Recently I have finished reading Adam Robert‘s Salt. Salt is an interesting science-fiction novel describing the terraformation of a planet with to much salt. The story is told from two factions that diverge culturally and politicaly during the travel from earth planet, and end up in a war on the remote world. The story is told from three points of view, two leaders in the opposed factions and one observer lost in the war.
The book is ambitious, it tries to present a hard-science view of colonisation of remote worlds, presents characters from with different mentalities and seems to me to be a not so subtle parable about the middle-east situation. While the book is definitely not bad, and a nice read, neither is it, in my opinion, a masterpiece that fully reaches it goals.
The hard-science aspect seemed somehow flacky, in one paragraph, talk is about how scarce organic matter is, the next paragraph is a description of a night-scene with bonfires. The narration is basically composed of two monologues, two diaries. While the styles are very different, the lack of personality in both gave me the feeling both were political manifests more than reflections of real human beings. As a result, the divergence between the two people seems somehow artificial and contrieved, as if the story was pushed into an analogy instead of following its own natural course. The fact that the most precious elements of the planet, water, is actually not a direct or indirect cause of the war also seems very strange to me.

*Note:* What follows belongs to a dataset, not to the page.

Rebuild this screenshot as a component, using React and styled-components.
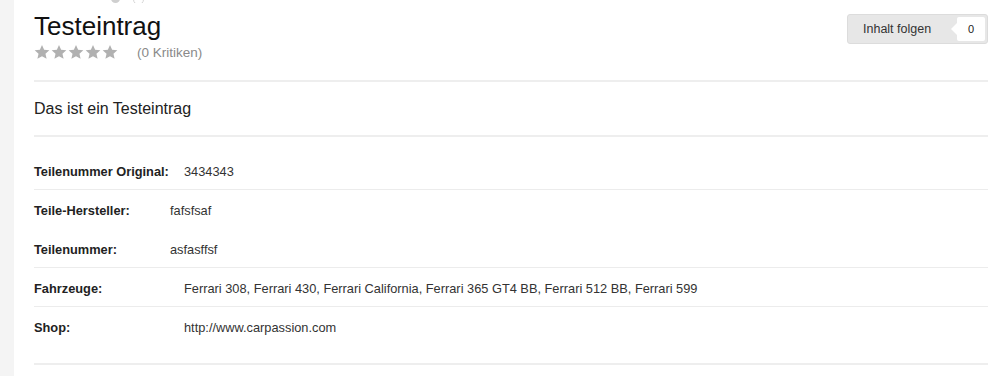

The book share one important element with Herbert’s Dune: a planet which is barely viable for humans and the most precious resource is water. Petja, the leader of one the factions, also goes away in the desert, driven out by the war, and comes back with some mystical insight. Still Salt is not Dune, it misses the energy, the grandeur of Dune.
All this said, at 250 pages, Salt is quite an interesting read with a few interesting ideas and if you ever played Sid Meier’s Alpha Centauri, a somehow familiar feeling.